For both companies, communicating this message of sustainability has been an essential tool in their overall business strategy. Hop Compost has devoted significant resources to measuring its environmental impact at every step of the process, allowing the company to provide each of its clients with monthly impact reports. “It’s spawned a [de facto] competition for who can divert the most waste,” said Perry. “We have these top clients that we’re always profiling who are continually trying to divert more or trying to do better than their peers, but in a healthy community-spirit manner.”

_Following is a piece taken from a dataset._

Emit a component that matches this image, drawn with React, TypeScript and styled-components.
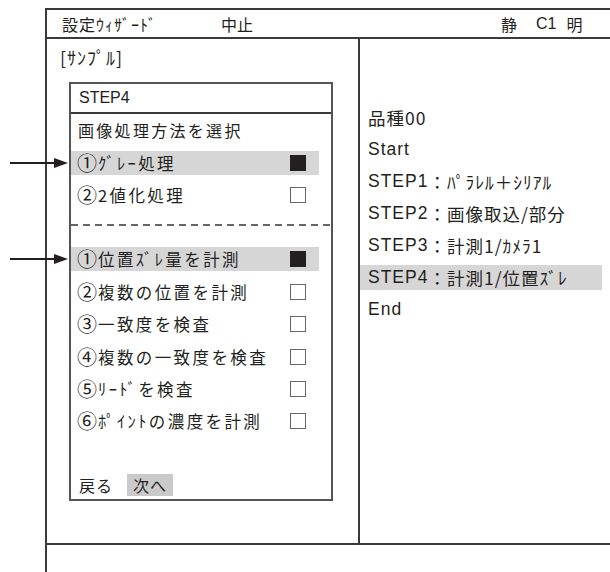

At Flexahopper, a key piece of the messaging has been convincing the broader plastics industry that incorporating sustainability principles into the business is fiscally prudent. “I would say that my industry, like a lot of other industries, has a lot of people who might be skeptical about doing something on the environment,” said Spenceley.
He believes that it’s vital for these people to hear this message from industry peers like him. “If our whole industry becomes more efficient, that’s great for everybody,” said Spenceley. “It’s good for the industry, it’s good for the consumers and it’s good for the planet.”
For example, Flexahopper in October installed 508 large solar panels on the roof of its Lethbridge facility, allowing the company to begin producing about 35 to 40 per cent of its own power. “With our electrical savings in our bills, on a monthly basis, it basically covers the loan payment,” he said. “If it’s a cash-neutral proposition, and you’ve got a strong balance sheet and you can afford it, why would you not do it?”
At both firms, embedding sustainability into company culture has helped to reduce turnover and attract new talent. At Hop Compost, new employees have high expectations because of what the company does and what the mission is. “If we can’t back that story up, they’re immediately unhappy,” said Perry. They need to prove that they’re successfully executing on all the things they advertise, which is helped by internal metrics and benchmarking of impact.
Employee expectations in the job market have changed dramatically since Spenceley first got involved in Flexahopper, and companies that don’t adapt will fall behind in terms of recruitment. “When you try to recruit employees, especially when it comes to management and highly skilled individuals, they want to hear what you’re doing regarding sustainability,” said Spenceley. “A lot of companies, they may be able to say that ‘we recycle our cardboard,’ but we’re doing some big things that step well beyond that.”
With a wide range of competing sustainability priorities and limited resources, companies are often forced to prioritize which initiatives should be targeted first. For both Hop Compost and Flexahopper, the supply chain remains a key source of concern.
Hop Compost’s business model relies on large cleantech-oriented composting machines that are built in China, resulting in a large carbon footprint to deliver them across continents. The devices remain prohibitive to build in North America due to the high cost of stainless steel. “We just purchased the intellectual property, so now we’re looking into other options and can we source things more locally,” says Perry. “If not the entire machine, perhaps parts of it?”
Transportation is also a source of concern for Flexahopper, in particular delivering its goods to customers around the world. Spenceley would like to transport goods by rail as much as possible to reduce its carbon footprint, but has been frustrated by how much the business model for rail lines in Canada has shifted away from smaller numbers of bulk products towards mass quantities of oil and other commodities. “We’d like to see that change back,” says Spenceley.
The path forward for both companies will involve a mixture of innovation and collaboration because, as Perry told the audience, “This isn’t an easy journey, and no one quite has it figured out yet.”